FIG. 26 shows another embodiment of the VATO 200. In the embodiment depicted, the VATO 200 further comprises a hollow cylindrical tube 135 defining a cylindrical interior chamber. The interior chamber houses the moveable attachment member 130. The tube 135 has an open end 131 at the rear of the VATO 200 in which the moveable attachment member 130 is inserted. In such an embodiment, the drogue chute 112 (FIG. 25) and cords 114 (FIG. 25) may be retained with the interior of the hollow tube 135.

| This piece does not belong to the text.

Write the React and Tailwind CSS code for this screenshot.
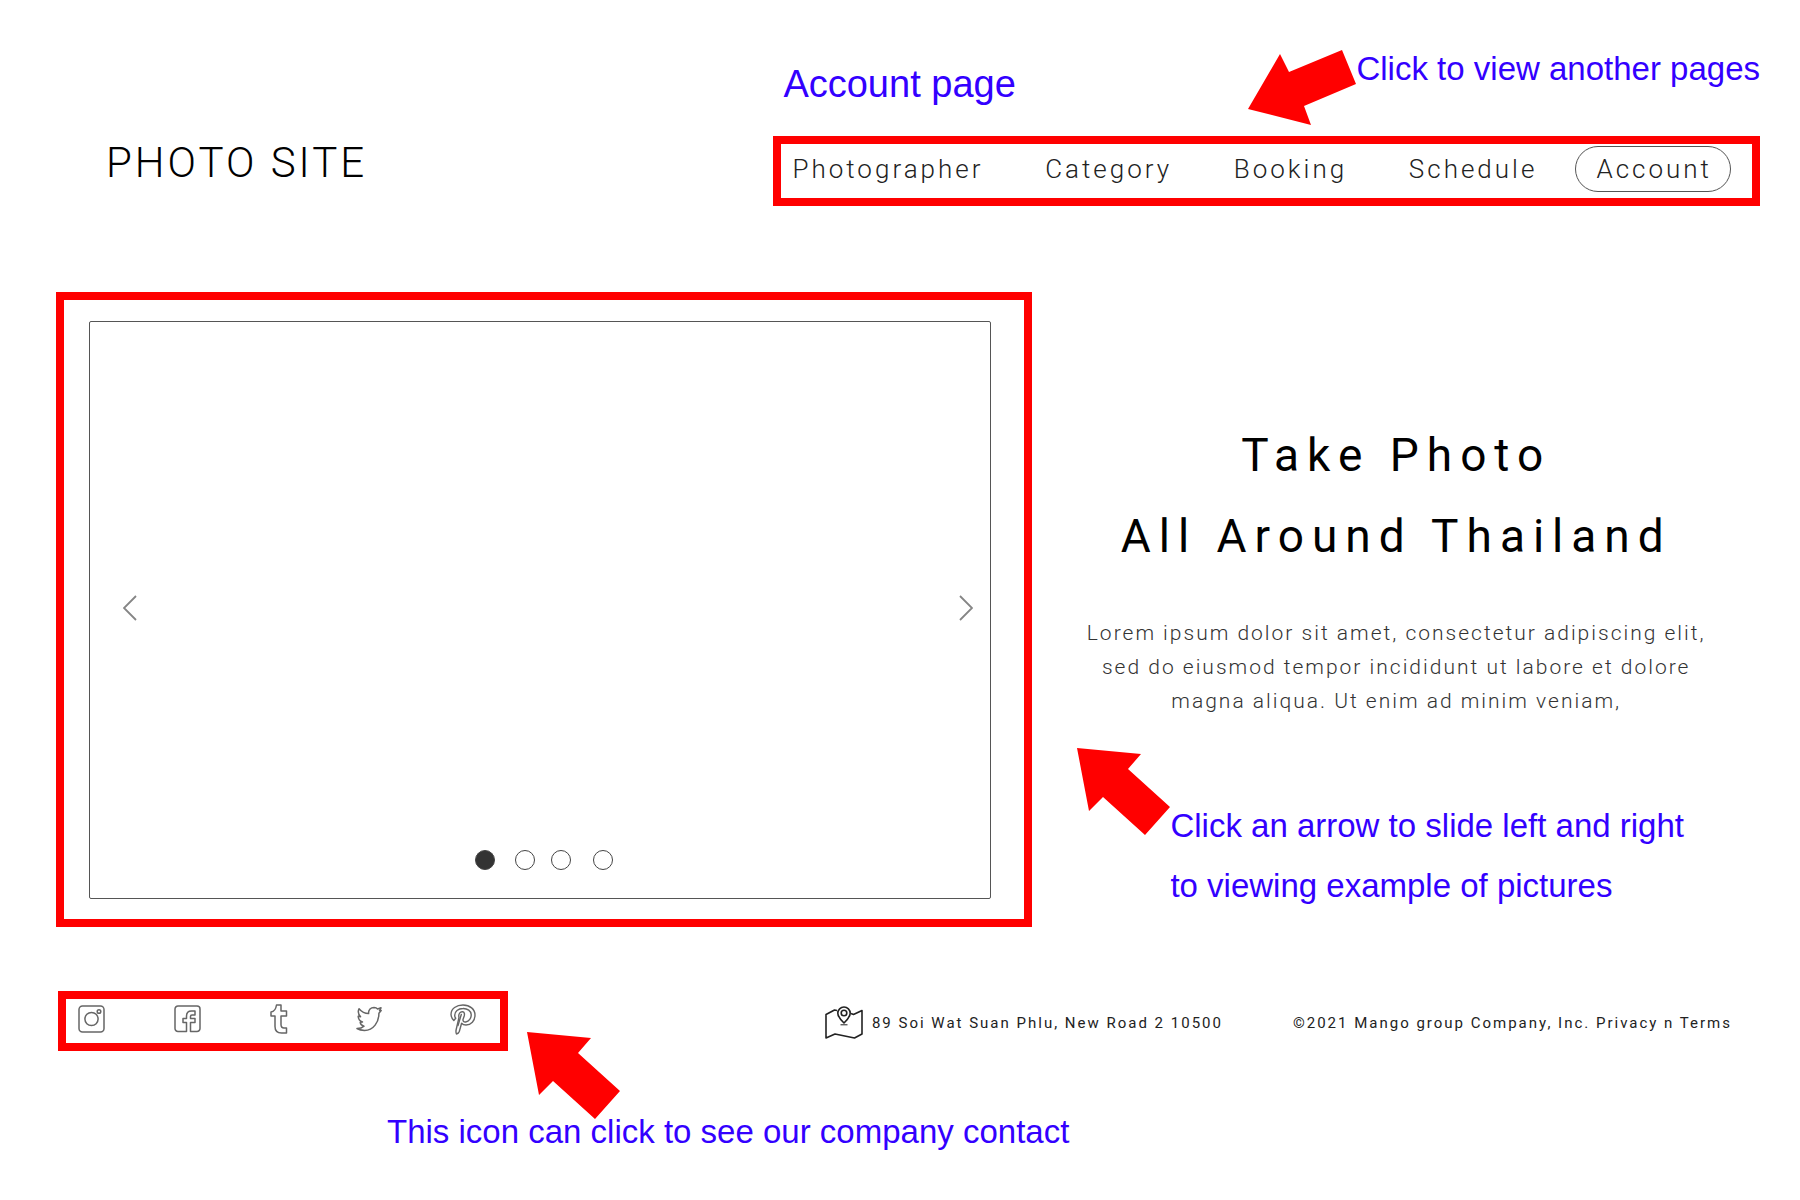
import React, { useState } from "react";

const NAV = ["Photographer", "Category", "Booking", "Schedule"];
const DOT_GAPS = ["", "ml-5", "ml-4", "ml-[22px]"];

function ArrowUpLeft({ className }) {
  return (
    <svg aria-hidden="true" width="93" height="87" viewBox="0 0 93 87" className={`shrink-0 ${className}`}>
      <polygon fill="#ff0000" points="0,0 64,6 51,21 93,59 68,87 26,49 12,63" />
    </svg>
  );
}

function ArrowDownLeft({ className }) {
  return (
    <svg aria-hidden="true" width="108" height="75" viewBox="0 0 108 75" className={`shrink-0 ${className}`}>
      <polygon fill="#ff0000" points="0,59 32,4 41,22 94,0 108,34 56,56 63,75" />
    </svg>
  );
}

function Chevron({ points }) {
  return (
    <svg aria-hidden="true" width="14" height="26" viewBox="0 0 14 26" fill="none" stroke="#858585" strokeWidth="1.8">
      <polyline points={points} />
    </svg>
  );
}

const line = { fill: "none", stroke: "#666666", strokeWidth: 1.5, strokeLinejoin: "round", strokeLinecap: "round" };

function Instagram() {
  return (
    <svg aria-hidden="true" width="28" height="28" viewBox="0 0 28 28" {...line}>
      <rect x="1" y="1" width="25" height="26" rx="3.5" />
      <circle cx="13.5" cy="14" r="6.6" />
      <circle cx="21" cy="6.5" r="1.8" />
    </svg>
  );
}

function Facebook() {
  return (
    <svg aria-hidden="true" width="28" height="28" viewBox="0 0 28 28" {...line}>
      <path d="M12.5 26.5H4A3 3 0 0 1 1 23.500V4A3 3 0 0 1 4 1H23A3 3 0 0 1 26 4V23.500A3 3 0 0 1 23 26.500H16.500V17.500H21V13.500H16.500V11.500Q16.500 10 18 10H21V6H17.500Q12.500 6 12.500 11V13.500H9V17.500H12.500Z" />
    </svg>
  );
}

function Tumblr() {
  return (
    <svg aria-hidden="true" width="18" height="30" viewBox="0 0 18 30" {...line}>
      <path d="M6.500 1H11V7H16.500V12H11V20.500Q11 24 14 24H16.500V29H11.500Q5 29 5 22.500V12H1V8Q5.500 7.500 6.500 1Z" />
    </svg>
  );
}

function Twitter() {
  return (
    <svg aria-hidden="true" width="26" height="26" viewBox="0 0 26 26" {...line}>
      <path d="M1 22.500Q5.500 22.500 8 20.200Q4.500 19.300 4.200 16.200L6.500 16Q2.300 14.500 2.200 10.200L4.600 10.700Q1 7.200 3 2.700Q7 7.400 12.600 7.600C12.200 3.500 15 1.500 18 1.500Q20.300 1.600 21.600 3L25 1.800L23.600 4.600L25.200 4.500L22.900 7.200C23 16 17.500 24.500 8.500 24.500Q4 24.400 1 22.500Z" />
    </svg>
  );
}

function Pinterest() {
  return (
    <svg aria-hidden="true" width="26" height="31" viewBox="0 0 26 31" {...line} strokeWidth="1.4">
      <path d="M3.800 16.500A9.500 9.500 0 0 1 1 10.500C1 4.500 6.500 1 13 1C20 1 25 5.300 25 11C25 17 21 21 16 21Q13 21 11.600 19.200L9.300 27.500Q8.500 29.500 6.500 30Q5.600 28 6.200 25.500L9 13.500C8 9.500 10.500 7.600 12.500 7.800C14.600 8 14.700 10.200 14.200 12L13 15.500C12.700 17.300 14 18.300 15.700 18C19 17.500 21.400 14 21.200 10.500C21 7 17.500 4.400 13 4.500C8 4.500 4.700 7.500 4.700 11.200Q4.700 13 5.700 14.300Z" />
      <path d="M8 21.500L11.300 10.500" />
    </svg>
  );
}

function MapPin() {
  return (
    <svg aria-hidden="true" width="38" height="34" viewBox="0 0 38 34" fill="none" stroke="#222222" strokeWidth="1.6" strokeLinejoin="round">
      <path d="M12 4.500L9.500 4L1 8.500V32L10 28L29.500 32L37 28V4.500L28.500 8.500L26 7.500" />
      <path d="M19 17Q12.800 11 12.800 7.200A6.200 6.200 0 0 1 25.200 7.200Q25.200 11 19 17Z" />
      <circle cx="19" cy="7" r="2.800" />
      <path d="M15.500 18.800H22.500" strokeWidth="1" />
    </svg>
  );
}

const SOCIAL = [
  ["Instagram", Instagram],
  ["Facebook", Facebook],
  ["Tumblr", Tumblr],
  ["Twitter", Twitter],
  ["Pinterest", Pinterest],
];

function Carousel() {
  const [slide, setSlide] = useState(0);
  const move = (step) => setSlide((slide + step + 4) % 4);
  return (
    <section aria-label="Example pictures" className="w-[57.3%] shrink-0 border-8 border-[#ff0000] pt-[21px] pr-[33px] pb-5 pl-[25px]">
      <div className="grid aspect-[902/578] grid-rows-[1fr_auto_1fr] rounded-xs border border-[#555555]">
        <div />
        <div className="flex items-center justify-between pr-[17px] pb-1 pl-[33px]">
          <button type="button" aria-label="Previous picture" onClick={() => move(-1)}>
            <Chevron points="13,1 1,13 13,25" />
          </button>
          <button type="button" aria-label="Next picture" onClick={() => move(1)}>
            <Chevron points="1,1 13,13 1,25" />
          </button>
        </div>
        <div className="flex items-end justify-center pb-7 pl-2">
          {DOT_GAPS.map((gap, i) => (
            <button
              key={i}
              type="button"
              aria-label={`Picture ${i + 1}`}
              onClick={() => setSlide(i)}
              className={`size-5 rounded-full border border-[#444444] ${gap} ${i === slide ? "bg-[#333333]" : "bg-white"}`}
            />
          ))}
        </div>
      </div>
    </section>
  );
}

export default function App() {
  return (
    <div className="min-h-screen bg-white pr-10 pl-14 font-[Roboto,sans-serif] text-black">
      <header className="flex items-end justify-between">
        <h1 className="pb-[17px] pl-[50px] text-[42px] leading-[52px] font-light tracking-[3px] whitespace-nowrap">
          PHOTO SITE
        </h1>
        <div className="w-[57.9%]">
          <div className="flex h-[136px] items-start justify-between pl-[10px] font-['Liberation_Sans',Arial,sans-serif] text-[#3300ff]">
            <p className="pt-[62px] text-[38px] leading-[44px] whitespace-nowrap">Account page</p>
            <div className="flex items-start">
              <ArrowDownLeft className="mt-[50px]" />
              <p className="pt-[50px] text-[33px] leading-[38px] whitespace-nowrap">Click to view another pages</p>
            </div>
          </div>
          <nav className="flex items-center border-8 border-[#ff0000] pt-0.5 pr-[21px] pb-1.5 pl-[11px] text-[26px] leading-[44px] font-light tracking-[3px] text-[#222222]">
            <div className="flex flex-1 justify-between pr-[38px]">
              {NAV.map((item) => (
                <a key={item} href="#">{item}</a>
              ))}
            </div>
            <a href="#" aria-current="page" className="rounded-full border border-[#555555] pr-[18px] pl-5">
              Account
            </a>
          </nav>
        </div>
      </header>

      <main className="mt-[86px] flex">
        <Carousel />
        <div className="flex-1">
          <h2 className="pt-[123px] text-center text-[46px] leading-[81px] font-normal tracking-[8px]">
            Take Photo
            <br />
            All Around Thailand
          </h2>
          <p className="mt-[39px] text-center text-[21px] leading-[34px] font-light tracking-[2px] text-[#333333]">
            Lorem ipsum dolor sit amet, consectetur adipiscing elit,
            <br />
            sed do eiusmod tempor incididunt ut labore et dolore
            <br />
            magna aliqua. Ut enim ad minim veniam,
          </p>
          <div className="mt-[30px] ml-[45px] flex items-start">
            <ArrowUpLeft className="" />
            <p className="pt-12 font-['Liberation_Sans',Arial,sans-serif] text-[33px] leading-[60px] whitespace-nowrap text-[#3300ff]">
              Click an arrow to slide left and right
              <br />
              to viewing example of pictures
            </p>
          </div>
        </div>
      </main>

      <footer className="mt-16">
        <div className="flex items-start pr-7 pl-0.5">
          <div className="flex h-[60px] w-[450px] items-center justify-between border-8 border-[#ff0000] pr-6 pb-1 pl-3">
            {SOCIAL.map(([name, Icon]) => (
              <a key={name} href="#" aria-label={name}>
                <Icon />
              </a>
            ))}
          </div>
          <ArrowUpLeft className="mt-[41px] ml-[19px]" />
          <div className="ml-auto flex items-center gap-[70px] pt-[15px] text-[15px] leading-[34px] tracking-[2px] whitespace-nowrap text-[#222222]">
            <address className="flex items-center gap-[9px] not-italic">
              <MapPin />
              89 Soi Wat Suan Phlu, New Road 2 10500
            </address>
            <p>©2021 Mango group Company, Inc. Privacy n Terms</p>
          </div>
        </div>
        <p className="-mt-1.5 pl-[331px] font-['Liberation_Sans',Arial,sans-serif] text-[33px] leading-[38px] text-[#3300ff]">
          This icon can click to see our company contact
        </p>
      </footer>
    </div>
  );
}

FIG. 27 depicts another VATO 300 in accordance with an embodiment of the present disclosure. In the embodiment depicted, the handle 14 is a cylindrical hollow tube defining a cylindrical interior chamber 134 and extending rearwardly from the knife body 16 just behind circular opening 20 and having a rearward open end 131. Note that the handle 14 may be integrally formed with the knife 10 or attached to the knife body 16 by the frontward end by, for example, welding.
The VATO 300 comprises a generally cylindrical movable attachment rod 140. The moveable attachment rod 140 is slidably housed within the interior chamber 134 of the handle 14.
With reference to FIG. 28, the attachment rod 140 comprises an end 137 disposed toward the front end of the chamber. The attachment rod 140 has a first diameter 138 that is less than the diameter of the interior chamber 134. A shaft 136 extends rearwardly from the frontward end 137 and has a second diameter 132 that is less than the first diameter 138.
With reference to FIG. 29, the open end 131 (FIG. 27) of the handle 14 is configured with an annular lip 139 that reduces the diameter of the interior chamber 134 such that it is less than the first diameter 138. Accordingly, the movable attachment rod 140 may slide longitudinally within the interior chamber 134, but is prevented from fully exiting the chamber 134 when the frontward end 137 having the first diameter 138 engages the lip 139. The rearward end of the movable attachment member 130′ includes the attachment opening 120 for attaching the drogue chute 112 as described above.
FIG. 30 depicts a VATO axe 400 in accordance with an embodiment of the present disclosure. The VATO axe 400 is substantially similar to the VATO axe 100 described with reference to FIGS. 17-20. However, the VATO axe 400 is configured and arranged with a drogue chute as described hereinabove. The VATO axe 400 includes a handle 104 with an axe head 102 in which is defined a circular opening 110 for receiving a spherical weight 18 and retained therein as described above. The handle 104 preferably includes openings 115 insuring that the center of gravity is near the axe head 102.
The handle 114 comprises a cover 117 that is generally cylindrical in which a drogue chute (not shown) may be stowed. The drogue shoot may be coupled to a plurality of cords, which are in turn coupled to the handle 104.